Le maire Pierre Désaulniers ne semble pas s’enticher de pareilles inquiétudes. «On va voir ça dans le futur», laisse-t-il tomber. Un autre conseiller a suggéré quant à lui que l’immeuble pourrait toujours être revendu si la Municipalité n’allait pas de l’avant avec une caserne sur la rue Guimont.

Confiant, le premier magistrat souligne par ailleurs que même si différentes avenues sont explorées, le terrain identifié sur la rue Guimont, adjacent à l’hôtel de ville, demeure le site privilégié pour la future caserne. Les élus devraient statuer sur la question à la prochaine réunion. Le projet est assorti d’une subvention d’environ 65% provenant de Québec, dont l’échéancier doit être mis en branle sans trop tarder – on évoque février 2023.

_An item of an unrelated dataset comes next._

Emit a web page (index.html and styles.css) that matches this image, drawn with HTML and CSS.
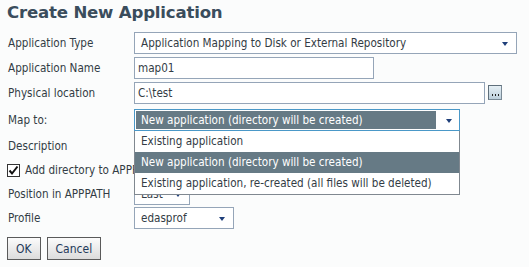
FILE: index.html
```html
<!DOCTYPE html>
<html>
<head>
<meta charset="utf-8">
<link rel="stylesheet" href="styles.css">
</head>
<body>
<div class="page">
  <h1 class="title">Create New Application</h1>
  <div class="form">
    <div class="row">
      <label class="lbl">Application Type</label>
      <div class="select sel-type"><span class="val">Application Mapping to Disk or External Repository</span><span class="arrow"></span></div>
    </div>
    <div class="row">
      <label class="lbl">Application Name</label>
      <div class="input in-name">map01</div>
    </div>
    <div class="row">
      <label class="lbl">Physical location</label>
      <div class="input in-loc">C:\test</div>
      <div class="browse"><span class="dot"></span><span class="dot"></span><span class="dot"></span></div>
    </div>
    <div class="row row-map">
      <label class="lbl">Map to:</label>
      <div class="mapwrap">
        <div class="select sel-map"><span class="val hl">New application (directory will be created)</span><span class="arrow"></span></div>
        <ul class="dropdown">
          <li>Existing application</li>
          <li class="on">New application (directory will be created)</li>
          <li>Existing application, re-created (all files will be deleted)</li>
        </ul>
      </div>
    </div>
    <div class="row row-s">
      <label class="lbl">Description</label>
    </div>
    <div class="row row-s">
      <span class="check"><svg width="13" height="13" viewBox="0 0 13 13"><rect x="0.5" y="0.5" width="12" height="12" fill="#fff" stroke="#333"/><path d="M2.5 6.5 L5 9.5 L10.5 2.5" fill="none" stroke="#111" stroke-width="2"/></svg></span>
      <span class="checklbl">Add directory to APPPATH</span>
    </div>
    <div class="row row-s">
      <label class="lbl">Position in APPPATH</label>
      <div class="select sel-pos"><span class="val">Last</span><span class="arrow"></span></div>
    </div>
    <div class="row row-s">
      <label class="lbl">Profile</label>
      <div class="select sel-prof"><span class="val">edasprof</span><span class="arrow"></span></div>
    </div>
  </div>
  <div class="buttons">
    <button class="btn">OK</button>
    <button class="btn">Cancel</button>
  </div>
</div>
</body>
</html>
```
FILE: styles.css
```css
html, body {
  margin: 0;
  padding: 0;
  background: #fbfcfc;
}
body {
  font-family: "DejaVu Sans Condensed", "DejaVu Sans", sans-serif;
  font-size: 11.6px;
  color: #333c45;
  width: 529px;
  height: 267px;
  overflow: hidden;
}
.page {
  padding: 2px 0 0 7px;
}
.title {
  margin: 0 0 7px 0;
  font-family: "DejaVu Sans", sans-serif;
  font-size: 16.6px;
  font-weight: bold;
  color: #3a4d5c;
  letter-spacing: -0.2px;
  height: 21px;
  line-height: 21px;
}
.form {
  display: flex;
  flex-direction: column;
}
.row {
  display: flex;
  align-items: center;
  height: 25px;
  position: relative;
}
.row-s {
  height: 24px;
}
.lbl {
  width: 126px;
  padding-left: 1px;
  flex: none;
}
.select, .input {
  box-sizing: border-box;
  height: 22px;
  border: 1px solid #95a5b8;
  background: #fff;
  display: flex;
  align-items: center;
  position: relative;
}
.select .val {
  padding-left: 6px;
  flex: 1;
  white-space: nowrap;
  overflow: hidden;
}
.select .arrow {
  width: 0;
  height: 0;
  border-left: 3.5px solid transparent;
  border-right: 3.5px solid transparent;
  border-top: 4px solid #1f3f7a;
  margin: 0 8px 0 6px;
  position: relative;
  top: 1px;
}
.input {
  padding-left: 3px;
}
.sel-type { width: 383px; }
.in-name { width: 240px; }
.in-loc { width: 351px; }
.browse {
  margin-left: 3px;
  width: 14px;
  height: 15px;
  box-sizing: border-box;
  border: 1px solid #7a8a96;
  border-top-color: #5f6f7b;
  border-left-color: #5f6f7b;
  background: linear-gradient(#e6f0f5, #bccfdb);
  display: flex;
  justify-content: center;
  align-items: flex-end;
  gap: 2px;
  padding-bottom: 3px;
}
.browse .dot {
  width: 1px;
  height: 2px;
  background: #222;
}
.row-map {
  height: 29px;
  z-index: 5;
}
.mapwrap {
  position: relative;
  width: 326px;
  height: 22px;
}
.sel-map {
  width: 326px;
  border-color: #4a98c8;
}
.sel-map .val.hl {
  background: #667a85;
  color: #fff;
  margin: 1px 0 1px 1px;
  padding-left: 5px;
  height: 18px;
  line-height: 18px;
}
.sel-map .arrow {
  margin: 0 7px 0 10px;
}
.dropdown {
  position: absolute;
  left: 0;
  top: 22px;
  width: 326px;
  box-sizing: border-box;
  margin: 0;
  padding: 0;
  list-style: none;
  background: #fff;
  border: 1px solid #808890;
  border-top: none;
}
.dropdown li {
  height: 21px;
  line-height: 21px;
  padding-left: 6px;
  white-space: nowrap;
}
.dropdown li.on {
  background: #667a85;
  color: #fff;
}
.check {
  width: 13px;
  height: 13px;
  margin-right: 5px;
  display: flex;
}
.sel-pos { width: 56px; height: 21px; }
.sel-prof { width: 100px; }
.buttons {
  display: flex;
  gap: 6px;
  margin-top: 7px;
}
.btn {
  box-sizing: border-box;
  height: 23px;
  padding: 0 8px;
  font-family: "DejaVu Sans Condensed", "DejaVu Sans", sans-serif;
  font-size: 12px;
  color: #1f3a5a;
  border: 1px solid #5a5a5a;
  background: linear-gradient(#fbfbfb, #dcdcdc);
  border-radius: 0;
}
```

L’éthique du maire remise en question

Le dossier du Zéro rue Guimont a à nouveau été soulevé à la période de questions. Le terrain en cause appartenait au maire Désaulniers avant qu’il ne le vende à son beau-frère. Hors-norme, la propriété a fait l’objet de décisions successives et contradictoires du conseil municipal au cours des derniers mois. Les élus ont d’abord refusé le droit d’y construire un immeuble bifamilial, avant de se raviser le mois suivant.

Le chassé-croisé s’est joué sous les directives du maire, qui a brandi un avis favorable du Comité consultatif d’urbanisme (CCU) datant de 2019, quant à une demande similaire formulée au même endroit. Outrés, certains n’ont pas fait de détours pour qualifier le rôle de M. Désaulniers dans toute l’affaire.

«Est-ce que vous gouvernez pour vos propres intérêts ou ceux de vos citoyens?», lance le citoyen Marc Lemire à l’adresse du premier magistrat. «Le citoyen, ça va y donner 4000$ de taxes par année», rétorque Pierre Désaulniers.

M. Lemire fait valoir qu’il avait déjà lui-même eu des visées sur le terrain au centre de la controverse, mais qu’il s’était fait répondre qu’aucune construction n’y était possible. «Maintenant que c’est dans la famille...», souffle-t-il à mots à peine couverts.

«Qu’est-ce que tu veux insinuer? Dis-le clairement, tout est enregistré, dis-le clairement, qu’est-ce que tu veux dire?», s’insurge à nouveau le maire Désaulniers.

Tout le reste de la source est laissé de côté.